Nessuno dubita che l’enfasi data dai grandi media al tracollo di Forza Italia nelle elezioni a Trento e Bolzano sia stata finalizzata a nascondere l’evaporazione del cosiddetto “effetto-Renzi”. Non è solo il partito di Silvio Berlusconi ad aver perso una ventina di punti nelle due città. Anche il Partito Democratico, rispetto alle ultime elezioni europee, ne ha lasciati sul campo una identica ventina. E se il mini-test amministrativo dice che l’area moderata si va polverizzando, dice anche che la sinistra tende fatalmente a tornare alla sua quota fisiologica e riesce a vincere solo grazie all’inconsistenza degli avversari.
Proprio la fine dell’“effetto-Renzi”, però, dovrebbe spingere chi si oppone al Premier sul versante del centrodestra a riflettere attentamente su come comportarsi in vista di elezioni politiche che dovrebbero tenersi alla scadenza naturale del 2018 (ma anche prima). E che comunque verranno celebrate con il nuovo sistema incentrato sul ballottaggio tra le due liste che avranno preso più voti.

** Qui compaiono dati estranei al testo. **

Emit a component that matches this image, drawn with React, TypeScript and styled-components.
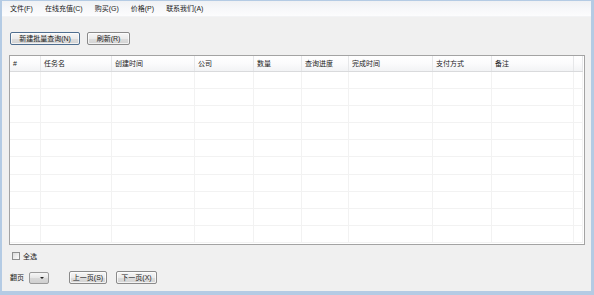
import React from "react";
import styled, { createGlobalStyle } from "styled-components";

const Global = createGlobalStyle`
  html, body { margin: 0; padding: 0; background: #f0f0f0; }
  body { font-family: "Liberation Sans", "Noto Sans CJK SC", sans-serif; }
  * { box-sizing: border-box; }
`;

const Window = styled.div`
  width: 594px;
  height: 295px;
  background: #f0f0f0;
  border-style: solid;
  border-color: #b4cbe4;
  border-width: 1px 3px 4px 2px;
  display: flex;
  flex-direction: column;
  font-size: 7px;
  color: #1a1a1a;
`;

const MenuBar = styled.div`
  height: 16px;
  display: flex;
  align-items: center;
  gap: 12px;
  padding-left: 8px;
  background: linear-gradient(#eff1f4, #f7f8fa 55%, #fcfcfd);
  border-bottom: 1px solid #f2f3f5;
`;

const MenuItem = styled.span`
  line-height: 1;
  white-space: nowrap;
`;

const Toolbar = styled.div`
  display: flex;
  gap: 7px;
  padding: 15px 0 0 8px;
`;

const Button = styled.div<{ $w: number; $default?: boolean }>`
  width: ${(p) => p.$w}px;
  height: 13px;
  display: flex;
  align-items: center;
  justify-content: center;
  white-space: nowrap;
  border: 1px solid ${(p) => (p.$default ? "#4f6e8f" : "#8a8a8a")};
  border-radius: 2px;
  background: linear-gradient(#f6f6f6, #ebebeb 50%, #dddddd 51%, #d3d3d3);
  box-shadow: inset 0 0 0 1px rgba(255, 255, 255, 0.7);
  line-height: 1;
`;

const Table = styled.div`
  margin: 10px 0 0 7px;
  width: 576px;
  height: 190px;
  border: 1px solid #a3a3a3;
  background: #fff;
  display: flex;
  flex-direction: column;
  padding: 0 1px 1px 0;
`;

const cols = "31px 71px 83px 59px 48px 47px 84px 59px 82px 1fr";

const HeaderRow = styled.div`
  height: 16px;
  display: grid;
  grid-template-columns: ${cols};
  background: linear-gradient(#ffffff, #fbfbfc 50%, #f2f3f5);
  border-bottom: 1px solid #d9dadc;
`;

const HeaderCell = styled.div`
  display: flex;
  align-items: center;
  padding-left: 3px;
  border-right: 1px solid #e6e7e9;
  white-space: nowrap;
  line-height: 1;
`;

const Body = styled.div`
  flex: 1;
  display: flex;
  flex-direction: column;
`;

const Row = styled.div`
  flex: 1;
  display: grid;
  grid-template-columns: ${cols};
  border-bottom: 1px solid #f2f2f2;
`;

const Cell = styled.div`
  border-right: 1px solid #f2f2f2;
`;

const CheckRow = styled.div`
  display: flex;
  align-items: center;
  gap: 3px;
  padding: 7px 0 0 10px;
  line-height: 1;
`;

const CheckBox = styled.div`
  width: 8px;
  height: 8px;
  border: 1px solid #8e8f8f;
  background: linear-gradient(135deg, #dcdcdc, #fdfdfd);
`;

const Pager = styled.div`
  display: flex;
  align-items: center;
  padding: 11px 0 0 8px;
  line-height: 1;
`;

const PagerLabel = styled.span`
  margin-right: 5px;
`;

const Combo = styled.div`
  width: 20px;
  height: 12px;
  border: 1px solid #9a9a9a;
  border-radius: 2px;
  background: linear-gradient(#f6f6f6, #e6e6e6 50%, #d8d8d8 51%, #d0d0d0);
  display: flex;
  align-items: center;
  justify-content: flex-end;
  padding-right: 4px;
  margin-right: 20px;
`;

const Arrow = styled.div`
  width: 0;
  height: 0;
  border-left: 2px solid transparent;
  border-right: 2px solid transparent;
  border-top: 2px solid #222;
`;

const PagerButtons = styled.div`
  display: flex;
  gap: 9px;
`;

const headers = ["#", "任务名", "创建时间", "公司", "数量", "查询进度", "完成时间", "支付方式", "备注", ""];

export default function App() {
  return (
    <>
      <Global />
      <Window>
        <MenuBar>
          <MenuItem>文件(F)</MenuItem>
          <MenuItem>在线充值(C)</MenuItem>
          <MenuItem>购买(G)</MenuItem>
          <MenuItem>价格(P)</MenuItem>
          <MenuItem>联系我们(A)</MenuItem>
        </MenuBar>
        <Toolbar>
          <Button $w={70} $default>新建批量查询(N)</Button>
          <Button $w={43}>刷新(R)</Button>
        </Toolbar>
        <Table>
          <HeaderRow>
            {headers.map((h, i) => (
              <HeaderCell key={i}>{h}</HeaderCell>
            ))}
          </HeaderRow>
          <Body>
            {Array.from({ length: 10 }).map((_, r) => (
              <Row key={r}>
                {headers.map((_, i) => (
                  <Cell key={i} />
                ))}
              </Row>
            ))}
          </Body>
        </Table>
        <CheckRow>
          <CheckBox />
          <span>全选</span>
        </CheckRow>
        <Pager>
          <PagerLabel>翻页</PagerLabel>
          <Combo>
            <Arrow />
          </Combo>
          <PagerButtons>
            <Button $w={38}>上一页(S)</Button>
            <Button $w={41}>下一页(X)</Button>
          </PagerButtons>
        </Pager>
      </Window>
    </>
  );
}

Al momento, l’unica preoccupazione che sembra pervadere parecchi dei soggetti politici di quest’area sembra essere quella di strappare a Berlusconi il ruolo di federatore dello schieramento alternativo a quello della sinistra. A questo risultato punta la Lega Nord di Matteo Salvini, che radicalizza sempre di più il proprio messaggio politico per strappare il maggior numero di consensi possibile dal tradizionale bacino elettorale berlusconiano. E allo stesso risultato appaiono votati sia Fratelli d’Italia di Giorgia Meloni, sia gli altri gruppi minori che gravitano nel centrodestra, a partire da Italia Unica di Corrado Passera a finire ai dissidenti interni di Forza Italia che fanno capo rispettivamente a Denis Verdini ed a Raffaele Fitto.
Se si votasse domani, quest’azione distruttiva porterebbe fatalmente al ballottaggio tra il Pd di Renzi, sia pure ridimensionato e riportato sotto il trenta per cento, ed il Movimento Cinque Stelle di Beppe Grillo. Può essere che l’esito sarebbe il fenomeno Pizzarotti su scala nazionale, cioè la vittoria di Grillo per la scelta degli elettori moderati di puntare al tanto peggio tanto meglio pur di non darla vinta alla sinistra. Ma più probabilmente si tornerebbe a riprodurre “l’effetto-Renzi” delle ultime europee per la scelta degli stessi elettori moderati di giocare la carta del meno peggio ed evitare di lasciare il Paese nelle mani degli avventuristi grillini. La riflessione dovrebbe spingere i gruppi del centrodestra a chiudere la fase distruttiva ed incominciare a riflettere su quella costruttiva. Berlusconi ha perfettamente ragione (ed i dati elettorali lo confermano) quando sostiene che trasformare la Lega nella forza egemone dell’area moderata significa solo assicurare a Renzi l’eterno governo del Paese. Salvini potrà anche arrivare al venti per cento, ma non potrà mai essere, con il suo lepenismo all’italiana, il federatore dello schieramento anti-sinistra. E lo stesso vale per tutti gli altri “distruttori”, compresi quelli interni a Forza Italia (in particolare Fitto, visto che Verdini segue un progetto del tutto diverso).
E allora? La risposta è semplice. O si accetta che Berlusconi continui a svolgere il ruolo di federatore che ha svolto per vent’anni di seguito stabilendo forme e modi di come dovrebbe essere articolata la federazione ed il conseguente listone. Oppure ognuno gioca la partita come meglio crede e ci si condanna o alla ghettizzazione, come la Lega lepenista, o alla polverizzazione, come tutti gli altri.